You can also control the speed of these movements and rotations:
Slow mode: Press and hold the Shift key + any of the previous movement or rotation keys.
Fast mode: Press twice and hold any of the movement or rotation keys.
Interactive areas will be recognizable because the white central point will change to orange when you are over one of them, as a Rollover effect. To press and activate, use the space bar.
- Double-click to move: As a method of fast movement in large spaces. Click twice in a row on any surface and you will automatically move to that point.
This camera mode, given its peculiarities, has some specific options that should be explained:
Collision Detection: This enables or disables collisions. With this option enabled, as you move through the model, you will "collide" with objects, preventing you from passing through them.

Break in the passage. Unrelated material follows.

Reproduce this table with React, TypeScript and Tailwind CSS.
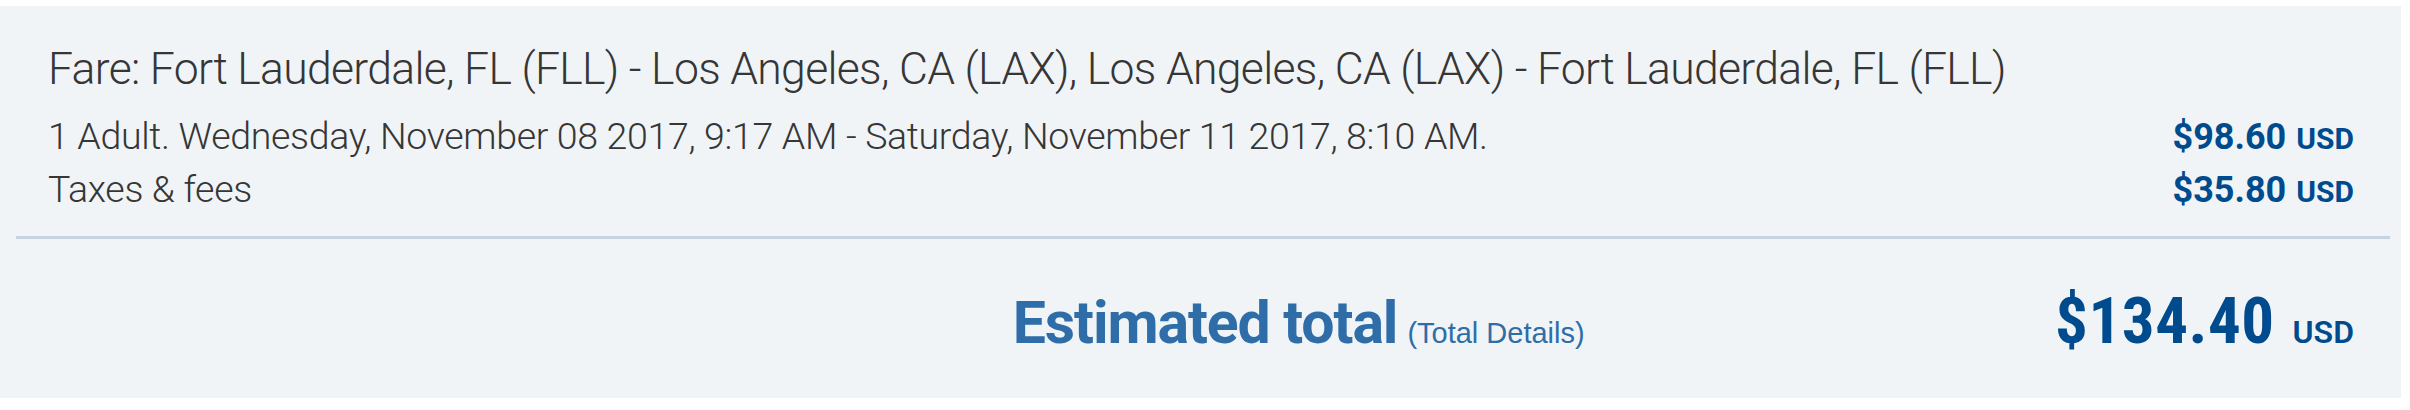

With the option disabled, you can pass through them (unless you have "keep height" and "max step height" marked with a low value).
Double Click to Move: This enables the option to move by double-clicking on the model's surfaces, as we have previously explained.
Keep Height: Taking the analogy that as we move through the model, what we are doing is "walking". With this option, the height with respect to the ground or object at your feet will remain fixed. So, if you advance through objects of different heights, the camera will go up and down, adapting to these heights to always maintain that distance, as if you were walking on the objects. For example, if you move up a staircase or inclined ramp, you will "rise" with it. If you deactivate it, on the other hand, you will always move with the camera at the same height X regardless of the terrain you are moving through, ignoring the height of the objects you may be "stepping on".
Max Step Height: With this value, we define the height limit from which objects cannot be "jumped over", but will block our path. For example, if we set a value of 1, we can cross over an object that measures 0.8 by walking over it, but another object of 1.2 will block our path and not allow us to pass through it.